▶ **Stated task**
Extract all lines that hold the string "styles".

..........

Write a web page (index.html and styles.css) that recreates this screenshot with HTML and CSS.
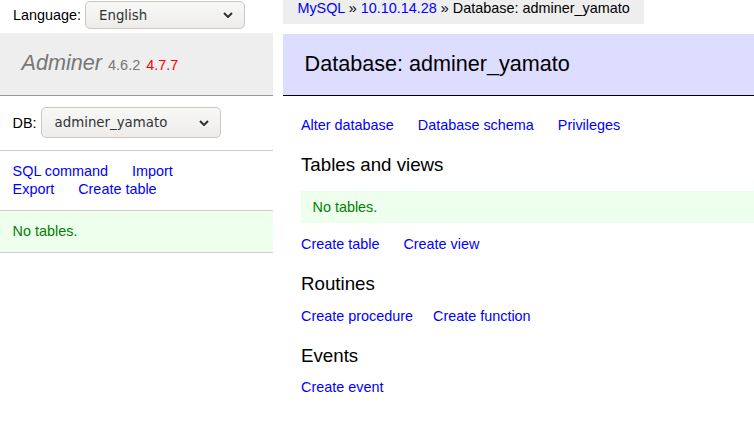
FILE: index.html
```html
<!DOCTYPE html>
<html lang="en">
<head>
<meta charset="utf-8">
<title>Database: adminer_yamato - Adminer</title>
<link rel="stylesheet" href="styles.css">
</head>
<body>
<div class="page">
  <aside class="menu">
    <form class="lang">
      <label class="field-label" for="lang">Language:</label>
      <span class="select-wrap lang-select">
        <select id="lang"><option>English</option></select>
        <svg class="chevron" width="10" height="6" viewBox="0 0 10 6" aria-hidden="true"><path d="M1 1 L5 5 L9 1" fill="none" stroke="#2e3436" stroke-width="2"/></svg>
      </span>
    </form>
    <h1><a class="brand" href="#">Adminer</a> <span class="version">4.6.2</span> <a class="new-version" href="#">4.7.7</a></h1>
    <form class="menu-block db-row">
      <label class="field-label" for="db">DB:</label>
      <span class="select-wrap db-select">
        <select id="db"><option>adminer_yamato</option></select>
        <svg class="chevron" width="10" height="6" viewBox="0 0 10 6" aria-hidden="true"><path d="M1 1 L5 5 L9 1" fill="none" stroke="#2e3436" stroke-width="2"/></svg>
      </span>
    </form>
    <p class="menu-block links"><a href="#">SQL command</a> <a href="#">Import</a><br><a href="#">Export</a> <a href="#">Create table</a></p>
    <p class="menu-block menu-message">No tables.</p>
  </aside>
  <main class="main">
    <div class="breadcrumb"><a href="#">MySQL</a> » <a href="#">10.10.14.28</a> » Database: adminer_yamato</div>
    <h2>Database: adminer_yamato</h2>
    <div class="content">
      <p class="links"><a href="#">Alter database</a> <a href="#">Database schema</a> <a href="#">Privileges</a></p>
      <h3>Tables and views</h3>
      <p class="message">No tables.</p>
      <p class="links after-message"><a href="#">Create table</a> <a href="#">Create view</a></p>
      <h3>Routines</h3>
      <p class="links"><a href="#">Create procedure</a><a href="#">Create function</a></p>
      <h3>Events</h3>
      <p class="links"><a href="#">Create event</a></p>
    </div>
  </main>
</div>
</body>
</html>
```

FILE: styles.css
```css
html, body {
  margin: 0;
  padding: 0;
  background: #fff;
}

body {
  color: #000;
  font: 14.4px/1.25 "Liberation Sans", Arial, Helvetica, sans-serif;
}

a {
  color: blue;
  text-decoration: none;
}

.page {
  display: grid;
  grid-template-columns: 273px 1fr;
  column-gap: 10px;
  align-items: start;
}

/* ---------- sidebar ---------- */

.menu {
  display: flex;
  flex-direction: column;
}

.lang {
  box-sizing: border-box;
  height: 33px;
  margin: 0;
  padding: 1px 13px 0;
  display: flex;
  align-items: flex-start;
  gap: 4px;
}

.field-label {
  line-height: 28px;
}

.select-wrap {
  position: relative;
  display: inline-block;
}

.select-wrap select {
  -webkit-appearance: none;
  appearance: none;
  box-sizing: border-box;
  margin: 0;
  padding: 0 30px 0 13px;
  border: 1px solid #cdc7c2;
  border-radius: 5px;
  background: linear-gradient(#f8f8f7, #edecea);
  color: #2e3436;
  font: 13.33px "DejaVu Sans", sans-serif;
  text-align: left;
}

.lang-select select {
  width: 160px;
  height: 28px;
}

.db-select select {
  width: 180px;
  height: 31px;
}

.chevron {
  position: absolute;
  right: 12px;
  top: 50%;
  margin-top: -3px;
  pointer-events: none;
}

h1 {
  margin: 0;
  padding: 17.28px 21.6px;
  font-size: 21.6px;
  font-weight: normal;
  line-height: 1.25;
  color: #777;
  background: #eee;
  border-bottom: 1px solid #999;
}

.brand {
  color: #777;
  font-style: italic;
}

.version {
  color: #777;
  font-size: 67%;
}

.new-version {
  color: red;
  font-size: 67%;
}

.menu-block {
  margin: 0;
  padding: 11.52px 12.6px;
  border-bottom: 1px solid #ccc;
}

.db-row {
  display: flex;
  align-items: center;
  gap: 4px;
}

.links a {
  white-space: nowrap;
  margin-right: 20px;
}

.menu-message {
  color: green;
  background: #efe;
}

/* ---------- main ---------- */

.main {
  min-width: 0;
}

.breadcrumb {
  box-sizing: border-box;
  width: fit-content;
  height: 23.5px;
  margin-bottom: 10px;
  padding: 0 14.4px;
  background: #eee;
  line-height: normal;
  white-space: nowrap;
}

h2 {
  margin: 0 0 20px;
  padding: 17.28px 21.6px;
  font-size: 21.6px;
  font-weight: normal;
  line-height: 1.25;
  color: #000;
  background: #ddf;
  border-bottom: 1px solid #000;
}

.content {
  padding-left: 18px;
}

.content p {
  margin: 11.52px 20px 0 0;
}

.content .after-message {
  margin-top: 12.3px;
}

h3 {
  margin: 18.72px 0 0;
  font-size: 18.72px;
  font-weight: normal;
  line-height: 1.25;
}

.content .message {
  margin: 14.4px 0 0;
  padding: 7.2px 11.52px;
  color: green;
  background: #efe;
}
```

..........

▶ **Response to this task**
Write a web page (index.html and styles.css) that recreates this screenshot with HTML and CSS.
<link rel="stylesheet" href="styles.css">
FILE: styles.css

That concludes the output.